▸ What to work on
Reproduce all the lines below exactly and omit the images.

** START **

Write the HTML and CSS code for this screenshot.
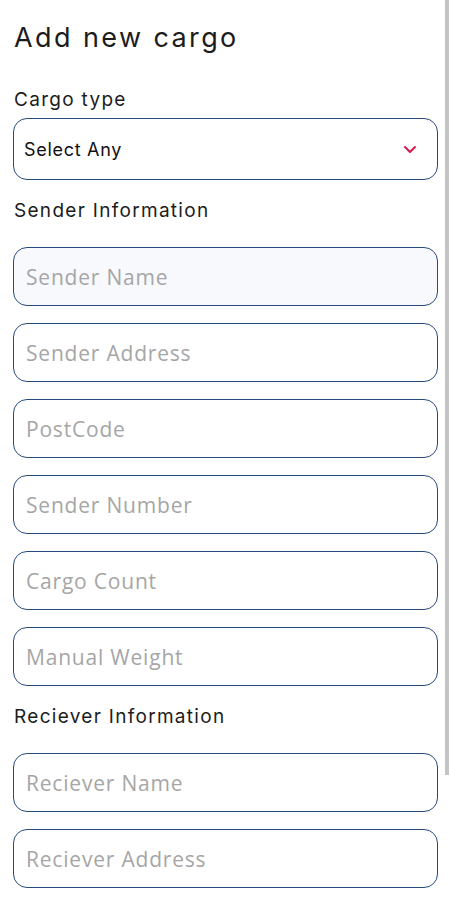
FILE: index.html
```html
<!DOCTYPE html>
<html lang="en">
<head>
    <meta charset="UTF-8">
    <meta name="viewport" content="width=device-width, initial-scale=1.0">
    <title>Add new cargo</title>
    <link rel="stylesheet" href="styles.css">
</head>
<body>
    <main class="cargo-form">
        <h1 class="page-title">Add new cargo</h1>

        <label class="section-label label-select" for="cargo-type">Cargo type</label>
        <div class="select-box" id="cargo-type">
            <span class="select-value">Select Any</span>
            <svg class="select-arrow" width="14" height="9" viewBox="0 0 14 9">
                <path d="M2 2 L7 7 L12 2" fill="none" stroke="#d61a4f" stroke-width="2" stroke-linecap="round" stroke-linejoin="round"/>
            </svg>
        </div>

        <h2 class="section-label">Sender Information</h2>
        <div class="field-list">
            <input type="text" class="field field-active" placeholder="Sender Name">
            <input type="text" class="field" placeholder="Sender Address">
            <input type="text" class="field" placeholder="PostCode">
            <input type="text" class="field" placeholder="Sender Number">
            <input type="text" class="field" placeholder="Cargo Count">
            <input type="text" class="field" placeholder="Manual Weight">
        </div>

        <h2 class="section-label">Reciever Information</h2>
        <div class="field-list">
            <input type="text" class="field" placeholder="Reciever Name">
            <input type="text" class="field" placeholder="Reciever Address">
        </div>
    </main>

    <div class="scroll-thumb"></div> <!-- scroll indicator -->
</body>
</html>
```

FILE: styles.css
```css
/* General Styles */
body {
    margin: 0;
    padding: 0;
    background-color: #ffffff;
    font-family: 'Inter', 'Noto Sans', sans-serif;
    color: #1a1a1a;
    overflow: hidden;
}

.cargo-form {
    display: flex;
    flex-direction: column;
    padding: 21px 12px 0 13px;
}

.page-title {
    margin: 0 0 0 1px;
    font-size: 27px;
    font-weight: 400;
    line-height: 34px;
    letter-spacing: 2.4px;
    color: #1c1c1c;
}

.section-label {
    display: block;
    margin: 19px 0 24px 1px;
    font-size: 19px;
    font-weight: 400;
    line-height: 24px;
    letter-spacing: 1.3px;
    color: #1c1c1c;
}

.label-select {
    margin-top: 33px;
    margin-bottom: 6px;
}

/* Select */
.select-box {
    display: flex;
    align-items: center;
    justify-content: space-between;
    height: 62px;
    padding: 0 20px 0 10px;
    border: 1.5px solid #274a7c;
    border-radius: 14px;
    box-sizing: border-box;
    cursor: pointer;
}

.select-value {
    font-size: 18px;
    letter-spacing: 0.7px;
    color: #111111;
}

/* Inputs */
.field-list {
    display: flex;
    flex-direction: column;
    gap: 17px;
}

.field {
    height: 59px;
    padding: 0 12px;
    border: 1.5px solid #274a7c;
    border-radius: 14px;
    box-sizing: border-box;
    background-color: #ffffff;
    font-family: 'Open Sans', sans-serif;
    font-size: 21px;
    letter-spacing: 0.8px;
    color: #222222;
    outline: none;
}

.field::placeholder {
    color: #a6a6a6;
}

.field-active {
    background-color: #f7f9fc;
}

.scroll-thumb {
    position: absolute;
    top: 0;
    right: 1px;
    width: 4px;
    height: 775px;
    background-color: #c4c4c4;
}
```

** END **

▸ The answer
Write the HTML and CSS code for this screenshot.
FILE: index.html
```html
<!DOCTYPE html>
<html lang="en">
<head>
    <meta charset="UTF-8">
    <meta name="viewport" content="width=device-width, initial-scale=1.0">
    <title>Add new cargo</title>
    <link rel="stylesheet" href="styles.css">
</head>
<body>
    <main class="cargo-form">
        <h1 class="page-title">Add new cargo</h1>

        <label class="section-label label-select" for="cargo-type">Cargo type</label>
        <div class="select-box" id="cargo-type">
            <span class="select-value">Select Any</span>
            <svg class="select-arrow" width="14" height="9" viewBox="0 0 14 9">
                <path d="M2 2 L7 7 L12 2" fill="none" stroke="#d61a4f" stroke-width="2" stroke-linecap="round" stroke-linejoin="round"/>
            </svg>
        </div>

        <h2 class="section-label">Sender Information</h2>
        <div class="field-list">
            <input type="text" class="field field-active" placeholder="Sender Name">
            <input type="text" class="field" placeholder="Sender Address">
            <input type="text" class="field" placeholder="PostCode">
            <input type="text" class="field" placeholder="Sender Number">
            <input type="text" class="field" placeholder="Cargo Count">
            <input type="text" class="field" placeholder="Manual Weight">
        </div>

        <h2 class="section-label">Reciever Information</h2>
        <div class="field-list">
            <input type="text" class="field" placeholder="Reciever Name">
            <input type="text" class="field" placeholder="Reciever Address">
        </div>
    </main>

    <div class="scroll-thumb"></div> <!-- scroll indicator -->
</body>
</html>
```

FILE: styles.css
```css
/* General Styles */
body {
    margin: 0;
    padding: 0;
    background-color: #ffffff;
    font-family: 'Inter', 'Noto Sans', sans-serif;
    color: #1a1a1a;
    overflow: hidden;
}

.cargo-form {
    display: flex;
    flex-direction: column;
    padding: 21px 12px 0 13px;
}

.page-title {
    margin: 0 0 0 1px;
    font-size: 27px;
    font-weight: 400;
    line-height: 34px;
    letter-spacing: 2.4px;
    color: #1c1c1c;
}

.section-label {
    display: block;
    margin: 19px 0 24px 1px;
    font-size: 19px;
    font-weight: 400;
    line-height: 24px;
    letter-spacing: 1.3px;
    color: #1c1c1c;
}

.label-select {
    margin-top: 33px;
    margin-bottom: 6px;
}

/* Select */
.select-box {
    display: flex;
    align-items: center;
    justify-content: space-between;
    height: 62px;
    padding: 0 20px 0 10px;
    border: 1.5px solid #274a7c;
    border-radius: 14px;
    box-sizing: border-box;
    cursor: pointer;
}

.select-value {
    font-size: 18px;
    letter-spacing: 0.7px;
    color: #111111;
}

/* Inputs */
.field-list {
    display: flex;
    flex-direction: column;
    gap: 17px;
}

.field {
    height: 59px;
    padding: 0 12px;
    border: 1.5px solid #274a7c;
    border-radius: 14px;
    box-sizing: border-box;
    background-color: #ffffff;
    font-family: 'Open Sans', sans-serif;
    font-size: 21px;
    letter-spacing: 0.8px;
    color: #222222;
    outline: none;
}

.field::placeholder {
    color: #a6a6a6;
}

.field-active {
    background-color: #f7f9fc;
}

.scroll-thumb {
    position: absolute;
    top: 0;
    right: 1px;
    width: 4px;
    height: 775px;
    background-color: #c4c4c4;
}
```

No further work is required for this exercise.